§ What you should do
Locate the string "page" in the records below. Copy every line where it occurs.

#### Information provided

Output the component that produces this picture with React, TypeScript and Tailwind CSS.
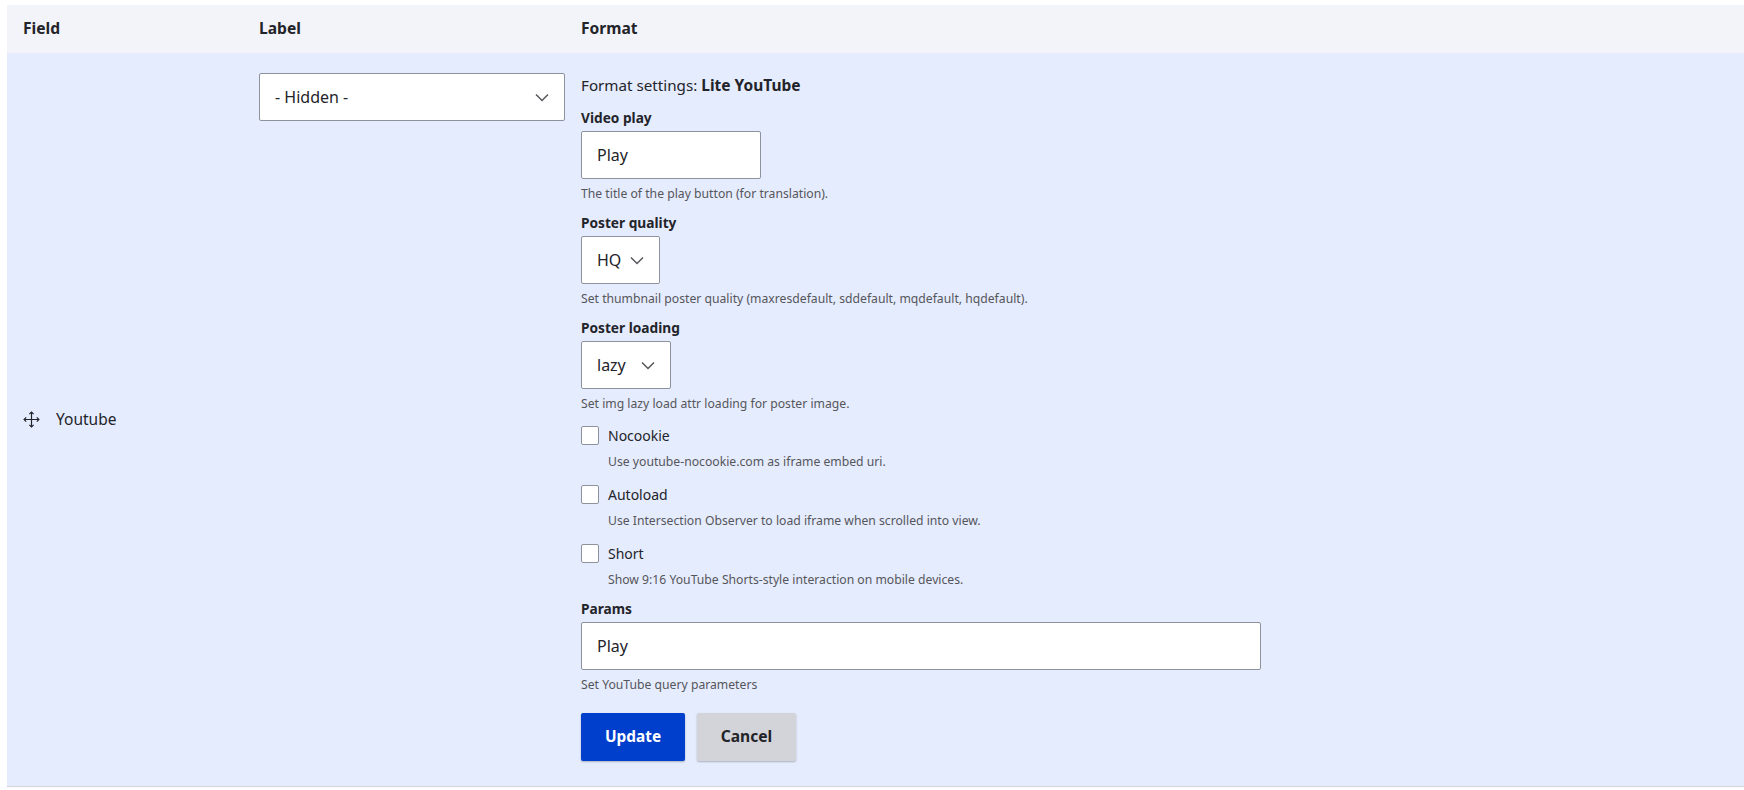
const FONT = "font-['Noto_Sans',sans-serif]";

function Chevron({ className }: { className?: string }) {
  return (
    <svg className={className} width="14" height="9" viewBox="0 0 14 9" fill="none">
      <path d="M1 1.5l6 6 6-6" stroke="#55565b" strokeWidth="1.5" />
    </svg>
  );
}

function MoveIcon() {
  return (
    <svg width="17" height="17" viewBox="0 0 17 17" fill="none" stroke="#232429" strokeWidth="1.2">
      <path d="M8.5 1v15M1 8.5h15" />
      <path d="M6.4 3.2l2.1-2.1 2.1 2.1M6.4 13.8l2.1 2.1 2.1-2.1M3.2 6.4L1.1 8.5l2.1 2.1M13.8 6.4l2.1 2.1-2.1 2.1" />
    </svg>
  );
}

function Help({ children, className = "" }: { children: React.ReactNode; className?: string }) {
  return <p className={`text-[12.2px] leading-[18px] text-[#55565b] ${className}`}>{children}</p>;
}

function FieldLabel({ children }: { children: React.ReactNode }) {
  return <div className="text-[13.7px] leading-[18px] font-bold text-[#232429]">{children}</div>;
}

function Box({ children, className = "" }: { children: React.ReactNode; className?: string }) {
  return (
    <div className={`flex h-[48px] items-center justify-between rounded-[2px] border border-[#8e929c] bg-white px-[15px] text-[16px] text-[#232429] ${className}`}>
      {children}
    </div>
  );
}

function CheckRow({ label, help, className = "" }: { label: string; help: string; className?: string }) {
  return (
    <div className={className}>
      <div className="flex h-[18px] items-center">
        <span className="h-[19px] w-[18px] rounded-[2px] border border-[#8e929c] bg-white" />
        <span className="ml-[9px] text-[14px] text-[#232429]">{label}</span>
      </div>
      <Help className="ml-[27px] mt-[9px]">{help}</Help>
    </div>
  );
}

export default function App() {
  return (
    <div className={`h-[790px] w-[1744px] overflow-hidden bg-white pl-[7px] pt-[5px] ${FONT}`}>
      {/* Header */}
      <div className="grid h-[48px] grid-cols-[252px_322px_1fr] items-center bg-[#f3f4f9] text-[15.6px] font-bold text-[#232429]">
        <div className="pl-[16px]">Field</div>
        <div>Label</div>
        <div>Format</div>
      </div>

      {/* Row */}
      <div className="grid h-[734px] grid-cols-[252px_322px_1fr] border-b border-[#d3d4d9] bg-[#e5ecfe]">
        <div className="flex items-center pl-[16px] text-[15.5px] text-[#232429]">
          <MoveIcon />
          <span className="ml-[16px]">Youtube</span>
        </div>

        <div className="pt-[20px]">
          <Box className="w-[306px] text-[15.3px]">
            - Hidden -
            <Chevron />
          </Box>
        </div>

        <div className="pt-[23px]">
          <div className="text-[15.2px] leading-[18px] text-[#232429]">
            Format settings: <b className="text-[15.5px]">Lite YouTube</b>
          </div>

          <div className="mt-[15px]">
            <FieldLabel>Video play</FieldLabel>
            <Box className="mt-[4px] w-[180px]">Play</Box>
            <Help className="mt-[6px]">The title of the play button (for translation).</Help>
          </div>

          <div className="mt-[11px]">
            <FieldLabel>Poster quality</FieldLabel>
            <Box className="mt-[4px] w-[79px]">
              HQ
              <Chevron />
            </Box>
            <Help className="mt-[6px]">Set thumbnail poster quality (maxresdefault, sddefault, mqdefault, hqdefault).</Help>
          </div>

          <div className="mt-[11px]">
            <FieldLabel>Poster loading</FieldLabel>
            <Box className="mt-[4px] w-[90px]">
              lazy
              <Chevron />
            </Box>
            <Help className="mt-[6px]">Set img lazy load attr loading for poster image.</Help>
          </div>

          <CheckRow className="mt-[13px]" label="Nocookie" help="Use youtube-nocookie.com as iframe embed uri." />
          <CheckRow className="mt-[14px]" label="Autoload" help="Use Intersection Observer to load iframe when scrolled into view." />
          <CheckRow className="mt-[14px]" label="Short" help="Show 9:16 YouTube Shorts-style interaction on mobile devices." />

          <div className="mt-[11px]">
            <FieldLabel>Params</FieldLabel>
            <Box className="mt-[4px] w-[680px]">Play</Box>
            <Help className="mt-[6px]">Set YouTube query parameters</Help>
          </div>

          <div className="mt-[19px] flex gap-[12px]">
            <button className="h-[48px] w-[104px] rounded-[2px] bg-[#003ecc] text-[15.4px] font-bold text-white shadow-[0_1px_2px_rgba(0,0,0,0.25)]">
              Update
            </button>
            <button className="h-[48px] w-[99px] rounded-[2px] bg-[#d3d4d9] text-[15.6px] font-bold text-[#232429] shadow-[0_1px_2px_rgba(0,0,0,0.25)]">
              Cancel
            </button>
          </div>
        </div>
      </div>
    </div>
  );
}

########
#### Information provided

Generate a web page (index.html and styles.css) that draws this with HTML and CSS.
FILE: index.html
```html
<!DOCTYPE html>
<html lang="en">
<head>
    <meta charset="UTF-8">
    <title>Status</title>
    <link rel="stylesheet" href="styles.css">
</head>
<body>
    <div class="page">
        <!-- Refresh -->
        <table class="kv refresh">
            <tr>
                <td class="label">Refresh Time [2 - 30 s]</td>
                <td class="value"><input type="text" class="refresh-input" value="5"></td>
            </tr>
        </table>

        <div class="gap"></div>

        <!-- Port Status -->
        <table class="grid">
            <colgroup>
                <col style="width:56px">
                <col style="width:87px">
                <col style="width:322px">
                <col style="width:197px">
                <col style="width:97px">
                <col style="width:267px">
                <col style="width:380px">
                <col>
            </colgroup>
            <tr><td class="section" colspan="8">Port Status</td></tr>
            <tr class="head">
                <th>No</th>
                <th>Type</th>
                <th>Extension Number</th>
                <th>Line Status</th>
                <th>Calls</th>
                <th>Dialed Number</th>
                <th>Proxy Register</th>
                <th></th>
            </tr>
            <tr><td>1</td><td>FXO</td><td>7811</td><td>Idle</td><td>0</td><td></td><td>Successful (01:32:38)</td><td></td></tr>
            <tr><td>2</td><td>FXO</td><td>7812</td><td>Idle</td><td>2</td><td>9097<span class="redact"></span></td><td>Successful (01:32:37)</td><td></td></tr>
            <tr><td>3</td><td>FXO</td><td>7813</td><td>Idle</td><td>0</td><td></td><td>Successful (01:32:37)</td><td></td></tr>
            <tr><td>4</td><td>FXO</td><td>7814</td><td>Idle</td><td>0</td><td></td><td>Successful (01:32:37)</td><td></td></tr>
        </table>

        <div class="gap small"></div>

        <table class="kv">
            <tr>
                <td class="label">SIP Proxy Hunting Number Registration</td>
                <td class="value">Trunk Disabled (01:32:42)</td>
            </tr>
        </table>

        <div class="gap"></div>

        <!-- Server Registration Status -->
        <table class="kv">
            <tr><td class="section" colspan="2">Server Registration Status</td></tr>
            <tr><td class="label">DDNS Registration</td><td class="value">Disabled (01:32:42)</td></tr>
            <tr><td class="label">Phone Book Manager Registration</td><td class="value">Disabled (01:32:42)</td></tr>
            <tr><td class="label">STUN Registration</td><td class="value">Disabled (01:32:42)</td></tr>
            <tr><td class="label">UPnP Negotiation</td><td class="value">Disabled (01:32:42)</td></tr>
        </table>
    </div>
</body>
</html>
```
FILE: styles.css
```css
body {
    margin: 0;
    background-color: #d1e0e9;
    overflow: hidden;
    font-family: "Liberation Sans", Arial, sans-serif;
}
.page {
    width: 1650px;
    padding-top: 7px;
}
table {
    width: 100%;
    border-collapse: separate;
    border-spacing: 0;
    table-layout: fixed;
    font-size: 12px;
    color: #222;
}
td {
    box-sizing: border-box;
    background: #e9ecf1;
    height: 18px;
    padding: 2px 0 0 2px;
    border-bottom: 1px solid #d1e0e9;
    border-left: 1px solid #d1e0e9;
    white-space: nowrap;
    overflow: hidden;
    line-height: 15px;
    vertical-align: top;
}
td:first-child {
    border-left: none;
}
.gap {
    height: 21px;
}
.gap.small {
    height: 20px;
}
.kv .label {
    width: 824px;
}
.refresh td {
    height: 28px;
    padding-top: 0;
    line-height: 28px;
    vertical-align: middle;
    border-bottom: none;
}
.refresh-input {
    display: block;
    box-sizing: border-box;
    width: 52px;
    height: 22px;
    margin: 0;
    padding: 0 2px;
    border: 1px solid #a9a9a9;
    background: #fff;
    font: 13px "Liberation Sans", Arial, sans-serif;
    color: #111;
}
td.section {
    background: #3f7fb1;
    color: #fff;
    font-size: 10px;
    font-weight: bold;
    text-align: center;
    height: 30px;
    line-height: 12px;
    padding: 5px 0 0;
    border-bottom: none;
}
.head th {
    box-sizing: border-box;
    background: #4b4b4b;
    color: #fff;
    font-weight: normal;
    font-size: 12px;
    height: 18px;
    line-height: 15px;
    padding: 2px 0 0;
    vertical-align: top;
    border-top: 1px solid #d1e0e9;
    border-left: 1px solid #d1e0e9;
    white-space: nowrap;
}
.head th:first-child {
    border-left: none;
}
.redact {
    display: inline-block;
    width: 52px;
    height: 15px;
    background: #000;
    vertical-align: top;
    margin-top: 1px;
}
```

########
#### Information provided

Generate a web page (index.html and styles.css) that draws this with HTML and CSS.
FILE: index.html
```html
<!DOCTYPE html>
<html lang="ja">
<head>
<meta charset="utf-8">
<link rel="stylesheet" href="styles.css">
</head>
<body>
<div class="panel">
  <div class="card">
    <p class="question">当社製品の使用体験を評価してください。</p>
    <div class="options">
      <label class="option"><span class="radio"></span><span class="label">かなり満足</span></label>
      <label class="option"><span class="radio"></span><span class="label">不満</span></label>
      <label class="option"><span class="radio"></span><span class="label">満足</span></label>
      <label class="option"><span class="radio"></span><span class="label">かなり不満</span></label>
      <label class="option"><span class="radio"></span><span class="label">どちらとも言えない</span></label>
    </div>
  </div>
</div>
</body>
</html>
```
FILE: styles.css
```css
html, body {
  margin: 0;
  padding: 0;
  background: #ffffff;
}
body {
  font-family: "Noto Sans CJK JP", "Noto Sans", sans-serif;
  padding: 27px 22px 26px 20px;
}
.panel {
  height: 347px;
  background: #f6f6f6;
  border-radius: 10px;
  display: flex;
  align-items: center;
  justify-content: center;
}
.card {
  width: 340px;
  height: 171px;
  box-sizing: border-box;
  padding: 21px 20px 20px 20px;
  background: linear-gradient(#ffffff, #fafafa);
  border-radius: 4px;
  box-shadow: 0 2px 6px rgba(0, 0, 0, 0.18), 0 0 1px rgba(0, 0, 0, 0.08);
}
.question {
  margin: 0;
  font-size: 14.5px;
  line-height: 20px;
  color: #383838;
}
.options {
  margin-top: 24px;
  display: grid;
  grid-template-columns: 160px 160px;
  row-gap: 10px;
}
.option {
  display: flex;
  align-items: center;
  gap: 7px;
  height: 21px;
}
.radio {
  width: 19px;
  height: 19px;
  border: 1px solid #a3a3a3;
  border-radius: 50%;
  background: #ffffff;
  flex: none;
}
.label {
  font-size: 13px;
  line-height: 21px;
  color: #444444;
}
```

########

§ Result for this exercise
Generate a web page (index.html and styles.css) that draws this with HTML and CSS.
    <div class="page">
.page {
Generate a web page (index.html and styles.css) that draws this with HTML and CSS.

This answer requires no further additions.